Purchasing New electric vehicles
In October 2023, the U.S. Treasury provided updated guidance on purchasing new and used electric vehicles. Beginning January 1, 2024 buyers will be eligible for a point of sale tax credit on the vehicle.
Purchasing Used electric vehicles
Leasing new electric vehicles
When you lease a vehicle the company leasing you the vehicle can access a different, commercial vehicle EV tax credit. Typically companies pass those savings onto you as the person paying for the lease. The preliminary IRS guidance indicates that leased EVs do not fall under the same Buy American requirements as purchased EVs. That means that some vehicles that are not eligible for a tax credit if you purchase the vehicle will be eligible for a tax credit at lease. (In IRS terms, it’s the difference between a Section 30D credit and a Section 45W credit.)
Electric vehicle chargers
Individuals can receive a 30% tax credit, up to $1,000, for the installation of a home electric vehicle charger. To qualify, the equipment must be placed in a low-income community or a non-urban area.

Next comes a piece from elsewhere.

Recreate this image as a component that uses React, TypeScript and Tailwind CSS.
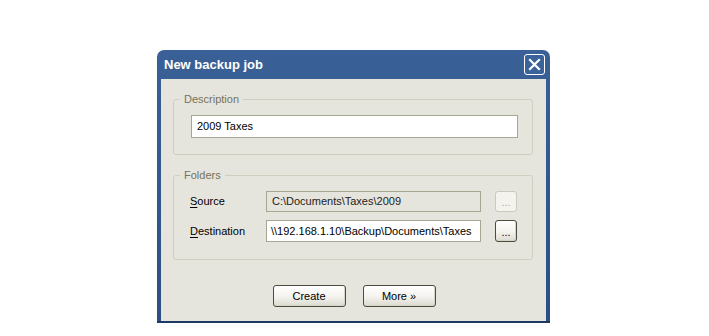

Low-income communities include population census tracts where the poverty rate is at least 20% or is a metropolitan or non-meetropolitan area census tract where the median family income is less than 80% of the state medium family income level.
A tax credit is a dollar-for-dollar reduction in the amount of income tax you would otherwise owe. You claim this annually as part of your annual tax return. By contrast, a rebate is an upfront discount that gives you cash back after you make a purchase, and typically happens more quickly than a tax credit.
How To Receive a Tax Credit
To apply you for tax credits you should save applicable receipts and submit for tax credits as part of your annual tax return. See IRS guidance for more detail on what forms to submit with your tax return.
If you make home updates in 2023, you can claim the relevant tax credits on your 2023 tax return (which you typically file in spring 2024).
Always check with your contractor or retailer before purchasing systems to ensure eligibility.